05 de outubro de 1991

Quando o Prefeito Jorge Roberto Silveira me levou para ver o lugar onde será construído o Museu de Arte Contemporânea de Niterói, eu senti que ali, diante daquele panorama magnífico, seria possível realizar uma bela obra de arquitetura.

Estávamos num pequeno promontório, num platô debruçado sobre a Baía de Guanabara, dele se descortinando, ao longe, as montanhas barrocas do Rio.

Era uma tarde morna de mar sereno, com águas e morros se diluindo nos azuis da atmosfera, como uma velha aquarela de Debret.

E lá ficamos alguns minutos, calados, como se a natureza tão bonita exigisse um pouco de silêncio e contemplação.

O projeto me atraía, e passei logo a imaginar o museu como qualquer coisa solta na paisagem, um pássaro branco a se lançar sobre o céu e o mar de Niterói.

Não desejava um museu envidraçado, mas com o grande salão de exposições cercado de paredes retas, circundado por uma galeria que o protegendo permitisse aos visitantes nos momentos de pausa apreciar a vista extraordinária.

Deixei o térreo livre de construções, localizando as áreas de trabalho, direção, recepção etc, no primeiro piso e, no subsolo, o restaurante e a reserva técnica. E utilizei o núcleo central como ligação direta entre esta última e o salão de exposições.

Dois dias depois, como meu amigo Italo Campofiorito, Secretário de Cultura, levei ao prefeito o meu projeto, que ele, jovem e dinâmico, adotou com entusiasmo. E ficamos muito tempo a conversar detalhes do museu, a melhor maneira de conduzir a construção etc.

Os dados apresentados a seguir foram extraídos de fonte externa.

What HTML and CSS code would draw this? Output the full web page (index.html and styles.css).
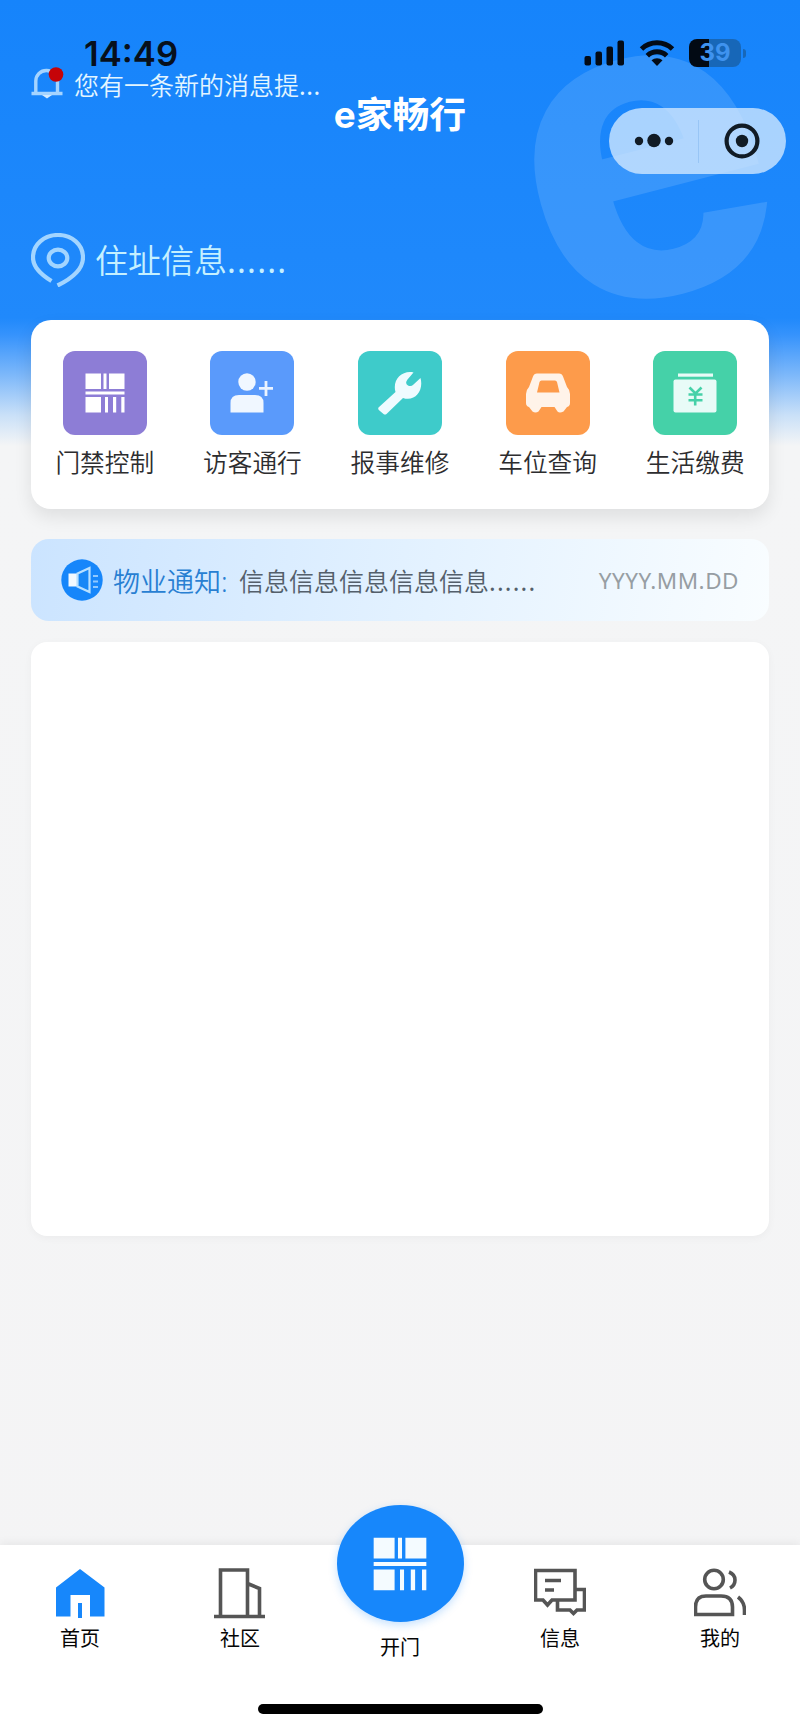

Contei-lhe então como esse projeto me interessava, constituindo para mim uma volta ao passado, a Maricá, onde nasceram meus avós Ribeiro de Almeida. Que lá, em Maricá, meu avô fora juiz de paz muito tempo, transferindo-se depois para o Rio, onde, como Ministro do Supremo Tribunal Federal, ficou o resto da vida.

E lhe disse que de Niterói pouca coisa conhecia. Conversas de família, uma fazenda no Lagarto, minha avó a contar que mandava seu empregado comprar camarão em Ponta Negra e eu a frequentar mais amiúde essa cidade, descansando numa velha casa de fazenda, presente dos meus amigos Lyli e Horácio de Carvalho, ou acompanhando Darcy Ribeiro, que nos fins de semana ia ver a construção da sua casa de praia.

E lembrei vários amigos que ali moravam, como o escultor Honório Peçanha e o casal de pintores Hilda e Quirino Campofiorito, artistas de talento, progressistas contentes agora com certeza, vendo que Niterói se renovava no caminho das artes e da cultura.

Gentil, Jorge Silveira levou-me para conhecer melhor a cidade. E a correr praias e morros, surpreso com tanta beleza, confiei-lhe minha vontade interior de um dia morar em Maricá. Uma ideia estranha que sempre me invadia e só os mistérios da vida podiam explicar.

OSCAR NIEMEYER, 83, arquiteto, projetou obras em Brasília e trabalhou, entre outros países, em Israel, Líbano, Argélia, Gana, Cuba, EUA, Venezuela, Inglaterra, Portugal, Itália e França.